The State Committee for Religious Affairs, on whose expertise the courts ostensibly rely to make their judgements on such matters, declined to provide Eurasianet with detailed reasonings for why Yakyn Inkar should be banned. 

In the meantime, arrests of suspected members are occurring on a routine basis. 

“At the end of January, two groups belonging to […] Yakyn Inkar were detained in the Aravan district,” Zhenish Ashirbayev, a spokesman for the Osh regional police department, told Eurasianet. “Their supporters were holding public events and spreading the ideas of this organization.”

Ashirbayev said the eight people detained ranged in age from 20 to 53 years. They had traveled to Aravan from other areas of the Osh region and from the neighboring Batken region.

Kadyr Malikov, a prominent theologian who has spoken often about what he sees as the dangers of radical Islam, concedes that Yakyn Inkar is generally a peaceful movement and that it is first and foremost focused on worship and the spread of the religion.

“Many believe that the Yakyn Inkar movement is an offshoot of Tablighi Jamaat,” Malikov said, alluding to a missionary group that emerged out of the India-based Deobandi current. “It appeared in Kyrgyzstan at the turn of 2014-15, that is, two or three years before its ban.
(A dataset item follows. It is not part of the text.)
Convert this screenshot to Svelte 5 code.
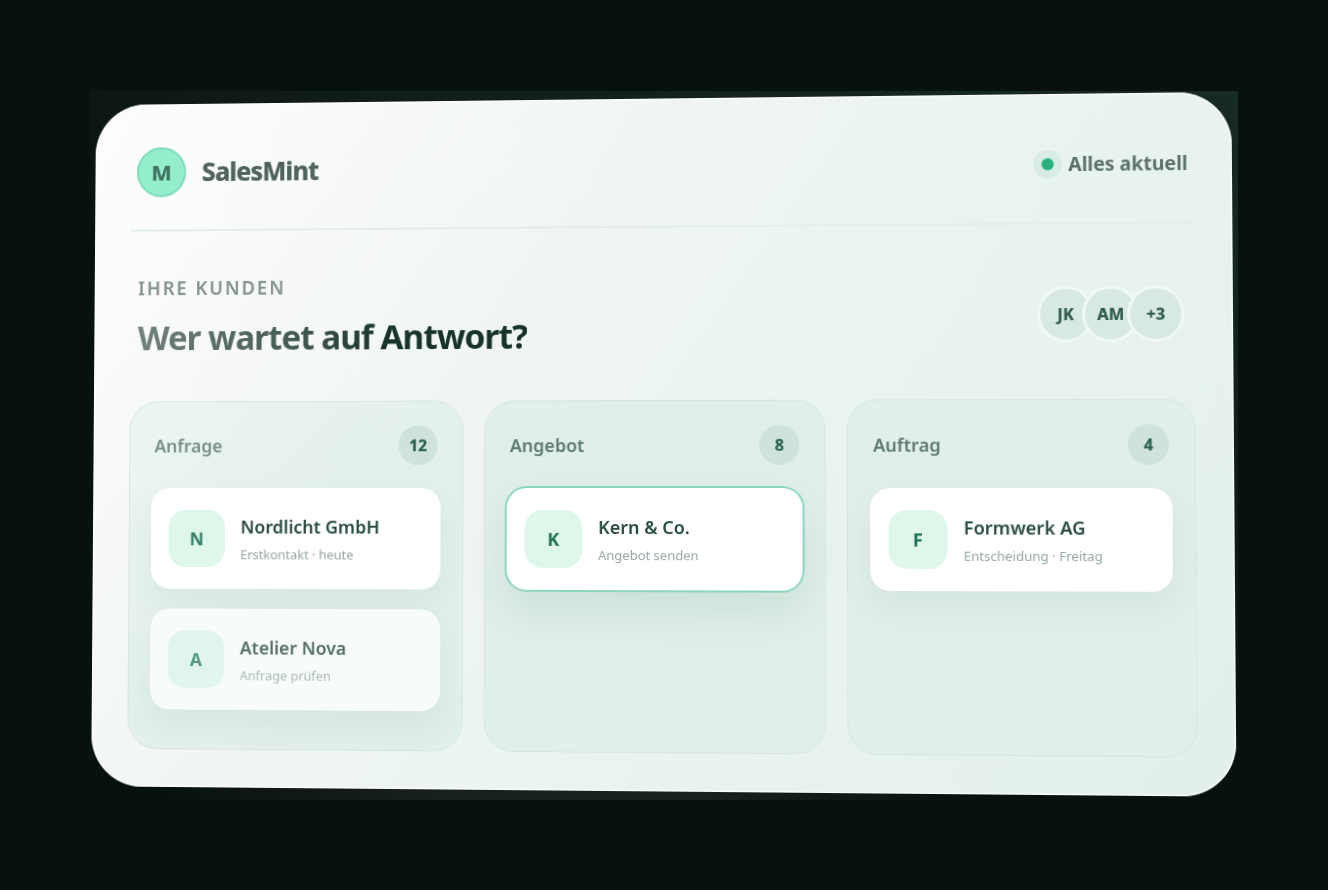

The reason the activities of this new movement were forbidden was that they were deemed extremist, although they are absolutely not a political movement.”

While Yakyn Inkar has some sect-like characteristics, it would not be accurate to describe them as a sect, Malikov said.

Malikov said that the group appears to have first appeared in Kyrgyzstan in the northern Issyk-Kul region.

“They dress in [shalwar kameez], they wear long sunnah hair, they go to mosque, and they do not pose a direct threat to the state,” said Malikov. “They have no plans to build an Islamic state or topple the government or fight the state. But at the same time, they preach the idea of cutting off from secular society, they refuse to avail themselves of certain public services and they adhere to a literal interpretation of Islam.” 

It is the movement’s very apolitical and rejectionist nature, in fact, that may alarm the authorities more than anything. Members are encouraged to eschew politics, education for their children within the mainstream system, and even things like vaccination. Followers of the group were encouraged, for example, not to accept COVID-19 vaccines.

“In sociology, there is an understanding of something called fundamentalism, which is what the members of Yakyn Inkar are striving for by returning to the origins and foundations of Islam, an ascetic way of life, the revival of the original traditions,” Mametbek Myrzabayev, a scholar of Islam, told Eurasianet.

But given that literalism is the most radical of Yakyn Inkar’s ideas, using law enforcement to suppress the group may be a mistake, Myrzabayev said.

“In Kyrgyzstan, there are other religious and political groups that pose a truly great threat seeing how they are merging with criminality and the mafia,” he said.

 

Bakyt Ibraimov is a journalist in Osh.